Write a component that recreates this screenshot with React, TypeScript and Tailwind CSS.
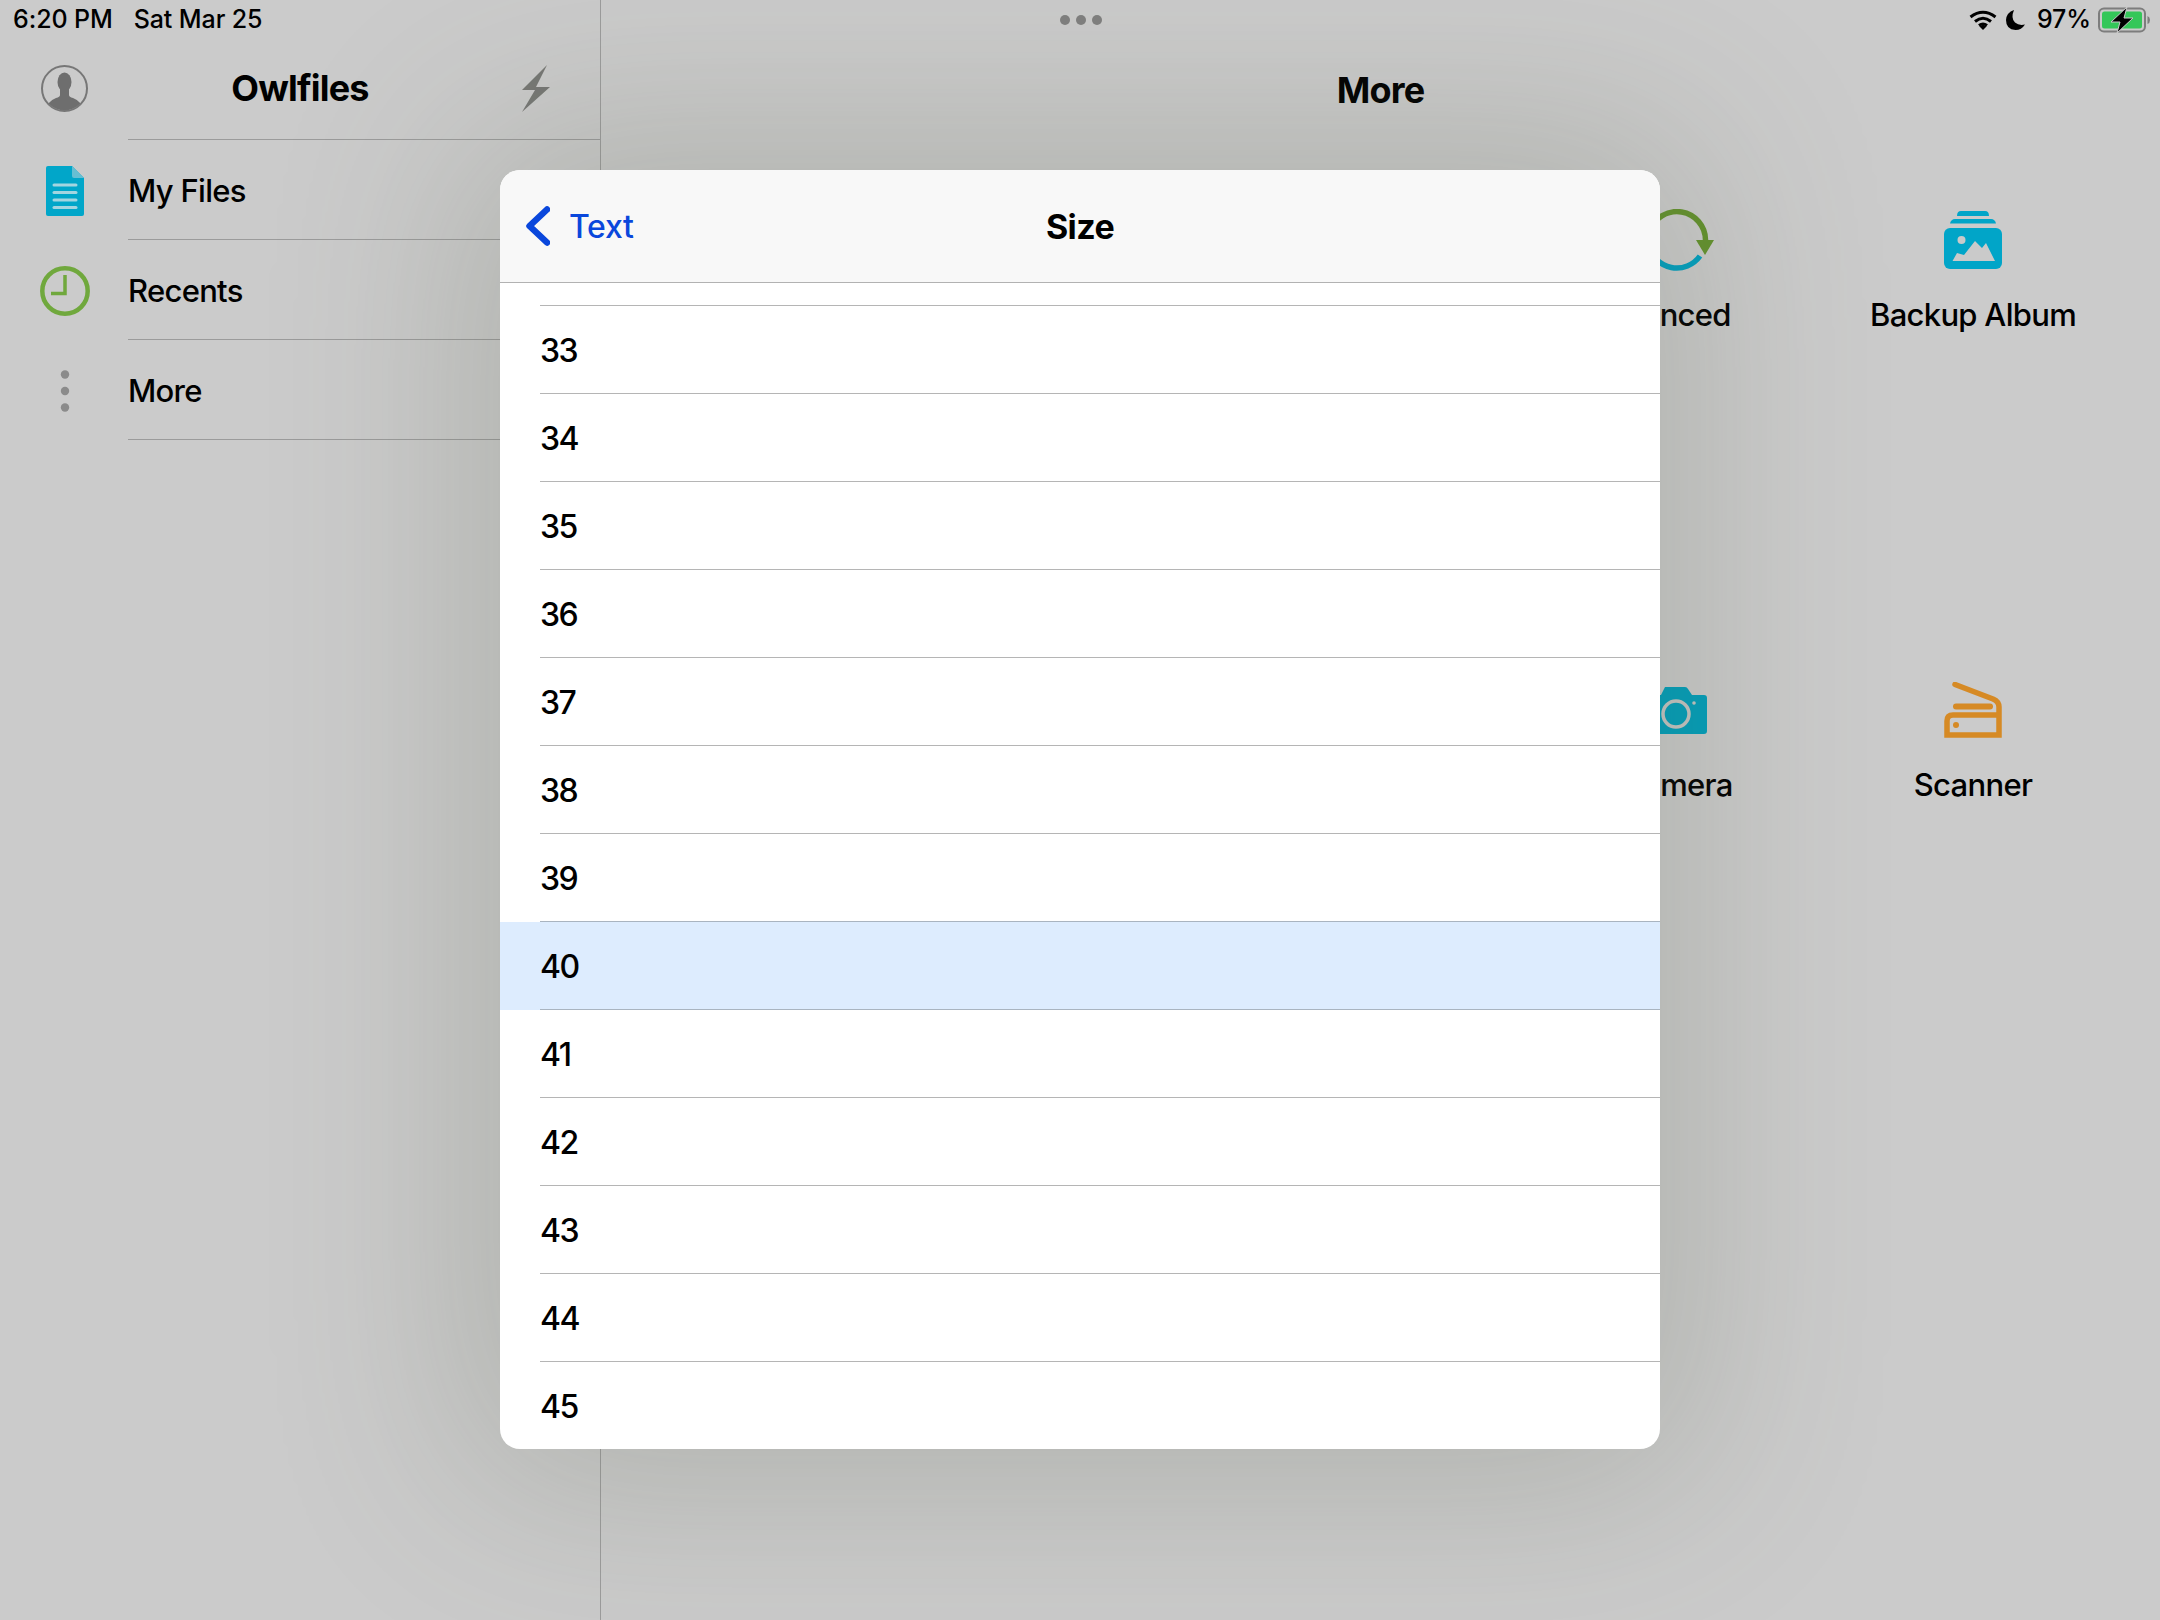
const sizes = [33, 34, 35, 36, 37, 38, 39, 40, 41, 42, 43, 44, 45];

function ProfileIcon() {
  return (
    <svg width="47" height="47" viewBox="0 0 47 47">
      <clipPath id="profile-clip">
        <circle cx="23.5" cy="23.5" r="22" />
      </clipPath>
      <g clipPath="url(#profile-clip)" fill="#6e6e6e">
        <ellipse cx="23.5" cy="17" rx="7" ry="9.5" />
        <path d="M19 24 H28 V30 Q28 32 32 33 Q41 36 42 47 H5 Q6 36 15 33 Q19 32 19 30 Z" />
      </g>
      <circle cx="23.5" cy="23.5" r="22.5" fill="none" stroke="#777777" strokeWidth="2" />
    </svg>
  );
}

function BoltIcon() {
  return (
    <svg width="28" height="47" viewBox="0 0 28 47">
      <polygon points="25,0 0,25 13,25 0,47 28,22 14,22" fill="#777875" />
    </svg>
  );
}

function DocIcon() {
  return (
    <svg width="38" height="50" viewBox="0 0 38 50">
      <path d="M2 0 H26 L38 12 V48 Q38 50 36 50 H2 Q0 50 0 48 V2 Q0 0 2 0 Z" fill="#01a6c9" />
      <path d="M26 0 L38 12 H28 Q26 12 26 10 Z" fill="#66bfd3" />
      <g stroke="#a3d5e0" strokeWidth="3" strokeLinecap="round">
        <line x1="8" y1="19" x2="30" y2="19" />
        <line x1="8" y1="26.5" x2="30" y2="26.5" />
        <line x1="8" y1="34" x2="30" y2="34" />
        <line x1="8" y1="41.5" x2="30" y2="41.5" />
      </g>
    </svg>
  );
}

function ClockIcon() {
  return (
    <svg width="50" height="50" viewBox="0 0 50 50" fill="none" stroke="#70a83d">
      <circle cx="25" cy="25" r="22.7" strokeWidth="4.5" />
      <path d="M25 9 V27.5 H11" strokeWidth="3.5" />
    </svg>
  );
}

function DotsIcon() {
  return (
    <svg width="10" height="42" viewBox="0 0 10 42" fill="#8b8b8b">
      <circle cx="5" cy="4.5" r="4.2" />
      <circle cx="5" cy="21" r="4.2" />
      <circle cx="5" cy="37.5" r="4.2" />
    </svg>
  );
}

function SyncIcon() {
  return (
    <svg width="74" height="62" viewBox="0 0 74 62" fill="none" strokeWidth="5.5">
      <path d="M10 22 A28.5 28.5 0 0 1 65.5 31" stroke="#64922e" />
      <polygon points="56,31 74,31 65,46" fill="#64922e" />
      <path d="M60 47 A28.5 28.5 0 0 1 9 37" stroke="#01a0c0" />
    </svg>
  );
}

function AlbumIcon() {
  return (
    <svg width="58" height="58" viewBox="0 0 58 58">
      <path d="M13 5 Q13 0 17 0 H41 Q45 0 45 5 Z" fill="#01a5c8" />
      <path d="M6 12.5 Q7 8 11 8 H47 Q51 8 52 12.5 Z" fill="#01a5c8" />
      <rect x="0" y="17" width="58" height="41" rx="6" fill="#01a5c8" />
      <circle cx="17.5" cy="29" r="4" fill="#cacaca" />
      <polygon points="8.5,50 13,42 20,44 31,30 38,37 42,32 51,50" fill="#cacaca" />
    </svg>
  );
}

function CameraIcon() {
  return (
    <svg width="60" height="47" viewBox="0 0 60 47">
      <path
        d="M3 8 H14 L18 0 H38 Q40 0 41 2 L45 8 H57 Q60 8 60 11 V44 Q60 47 57 47 H3 Q0 47 0 44 V11 Q0 8 3 8 Z"
        fill="#019fbb"
      />
      <circle cx="29" cy="27" r="13" fill="none" stroke="#c6c6c4" strokeWidth="3.5" />
      <circle cx="47" cy="16" r="1.8" fill="#c6c6c4" />
    </svg>
  );
}

function ScannerIcon() {
  return (
    <svg width="58" height="56" viewBox="0 0 58 56" fill="none" stroke="#d68a25">
      <path d="M11 2.5 L49 17 Q55 19.5 55 25 V53 H3 V39 Q3 33 9 33 H55" strokeWidth="5.5" strokeLinecap="round" />
      <line x1="12" y1="24.5" x2="46" y2="24.5" strokeWidth="6" strokeLinecap="round" />
      <circle cx="12" cy="43" r="3" fill="#d68a25" stroke="none" />
    </svg>
  );
}

function WifiIcon() {
  return (
    <svg width="28" height="20" viewBox="0 0 28 20" fill="none" stroke="#000000" strokeWidth="3">
      <path d="M1.5 7 Q14 -2.5 26.5 7" />
      <path d="M6 11.5 Q14 5 22 11.5" />
      <path d="M10 15.5 Q14 12.5 18 15.5" />
      <polygon points="14,20 10.5,16.5 14,14.5 17.5,16.5" fill="#000000" stroke="none" />
    </svg>
  );
}

function MoonIcon() {
  return (
    <svg width="19" height="20" viewBox="0 0 19 20">
      <path d="M8 0 Q4.5 8 9 12.5 Q13 16 19 14.5 Q15.5 20 9.5 20 Q0 19.5 0 10 Q0.5 2.5 8 0 Z" fill="#000000" />
    </svg>
  );
}

function BatteryIcon() {
  return (
    <svg width="52" height="26" viewBox="0 0 52 26">
      <rect x="1" y="1.5" width="46" height="23" rx="5" fill="none" stroke="#7d7d7d" strokeWidth="2" />
      <rect x="4" y="4.5" width="40" height="17" rx="2.5" fill="#34c759" />
      <path d="M49.5 9 Q52 10 52 13 Q52 16 49.5 17 Z" fill="#7d7d7d" />
      <polygon points="29,0 13,15 22,15 19,26 35,11 26,11" fill="#000000" stroke="#cacaca" strokeWidth="1" />
    </svg>
  );
}

function StatusBar() {
  return (
    <div className="absolute left-0 top-0 grid h-[39px] w-full grid-cols-3 items-center pl-[13px] pr-[10px] text-[25px] font-medium tracking-[-0.1px] text-black">
      <div className="flex gap-[21px]">
        <span>6:20 PM</span>
        <span>Sat Mar 25</span>
      </div>
      <div className="flex justify-center gap-[6px]">
        <span className="h-[10px] w-[10px] rounded-full bg-[#7f7f7f]" />
        <span className="h-[10px] w-[10px] rounded-full bg-[#7f7f7f]" />
        <span className="h-[10px] w-[10px] rounded-full bg-[#7f7f7f]" />
      </div>
      <div className="flex items-center justify-end">
        <WifiIcon />
        <span className="ml-[9px]">
          <MoonIcon />
        </span>
        <span className="ml-[12px] mr-[7px]">97%</span>
        <BatteryIcon />
      </div>
    </div>
  );
}

function SideRow({ icon, label }: { icon: React.ReactNode; label: string }) {
  return (
    <div className="flex h-[100px] items-center">
      <div className="flex w-[128px] justify-center pl-px pt-[2px]">{icon}</div>
      <div className="flex h-full flex-1 items-center border-b border-[#9b9b9b] pt-[3px] text-[31px] font-medium tracking-[-0.7px] text-black">
        {label}
      </div>
    </div>
  );
}

function Tile({ icon, label }: { icon: React.ReactNode; label: string }) {
  return (
    <div className="flex flex-col items-center">
      <div className="flex h-[62px] items-center justify-center">{icon}</div>
      <div className="mt-[24px] text-[31px] leading-[40px] font-medium tracking-[-0.7px] text-black">{label}</div>
    </div>
  );
}

export default function App() {
  return (
    <div className="relative flex h-[1620px] w-[2160px] overflow-hidden bg-[#cbcbcb] font-['Inter',sans-serif]">
      <aside className="h-full w-[601px] border-r border-[#9c9c9c] pt-[40px]">
        <div className="grid h-[99px] grid-cols-[128px_1fr_128px] items-center pb-[3px]">
          <div className="flex justify-center">
            <ProfileIcon />
          </div>
          <div className="text-center text-[36px] font-bold tracking-[-0.8px] text-black">Owlfiles</div>
          <div className="flex justify-center">
            <BoltIcon />
          </div>
        </div>
        <div className="ml-[128px] h-px bg-[#9b9b9b]" />
        <SideRow icon={<DocIcon />} label="My Files" />
        <SideRow icon={<ClockIcon />} label="Recents" />
        <SideRow icon={<DotsIcon />} label="More" />
      </aside>

      <main className="flex flex-1 flex-col pt-[40px]">
        <div className="flex h-[100px] items-center justify-center text-[36px] font-bold tracking-[-0.8px] text-black">More</div>
        <div className="mt-[69px] grid auto-rows-[470px] grid-cols-[296px_296px] justify-end pr-[39px]">
          <Tile icon={<SyncIcon />} label="Synced" />
          <Tile icon={<AlbumIcon />} label="Backup Album" />
          <Tile icon={<CameraIcon />} label="Camera" />
          <Tile icon={<ScannerIcon />} label="Scanner" />
        </div>
      </main>

      <StatusBar />

      {/* size picker sheet */}
      <div className="absolute left-[500px] top-[170px] flex h-[1279px] w-[1160px] flex-col overflow-hidden rounded-[20px] bg-white shadow-[0_0_200px_30px_rgba(80,90,70,0.23)]">
        <div className="relative flex h-[113px] shrink-0 items-center justify-center border-b border-[#b2b2b2] bg-[#f8f8f8]">
          <div className="absolute left-[26px] flex items-center gap-[19px] text-[32px] font-medium text-[#0a47dc]">
            <svg width="24" height="40" viewBox="0 0 24 40" fill="none" stroke="#0a47dc" strokeWidth="6.5" strokeLinecap="round" strokeLinejoin="round">
              <polyline points="21,3.5 3.5,20 21,36.5" />
            </svg>
            <span className="pt-[2px] tracking-[-0.3px]">Text</span>
          </div>
          <div className="text-[34px] font-bold tracking-[-0.6px] text-black">Size</div>
        </div>
        <div className="ml-[40px] h-[23px] shrink-0 border-b border-[#b5b5b5]" />
        {sizes.map((size) => (
          <div key={size} className={`h-[88px] shrink-0 ${size === 40 ? "bg-[#ddecfe]" : ""}`}>
            <div
              className={`ml-[40px] flex h-full items-center pt-[2px] text-[32px] font-medium tracking-[-1.5px] text-black ${
                size === 45 ? "" : size === 39 || size === 40 ? "border-b border-[#a9b4c0]" : "border-b border-[#b5b5b5]"
              }`}
            >
              {size}
            </div>
          </div>
        ))}
      </div>
    </div>
  );
}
○ ○ ○ ○
- [What to do]: Take the lines from the start of the material to the line with "43, 44, 45];", both included, and transcribe them exactly without the pictures.

- [Expected answer]:
Write a component that recreates this screenshot with React, TypeScript and Tailwind CSS.
const sizes = [33, 34, 35, 36, 37, 38, 39, 40, 41, 42, 43, 44, 45];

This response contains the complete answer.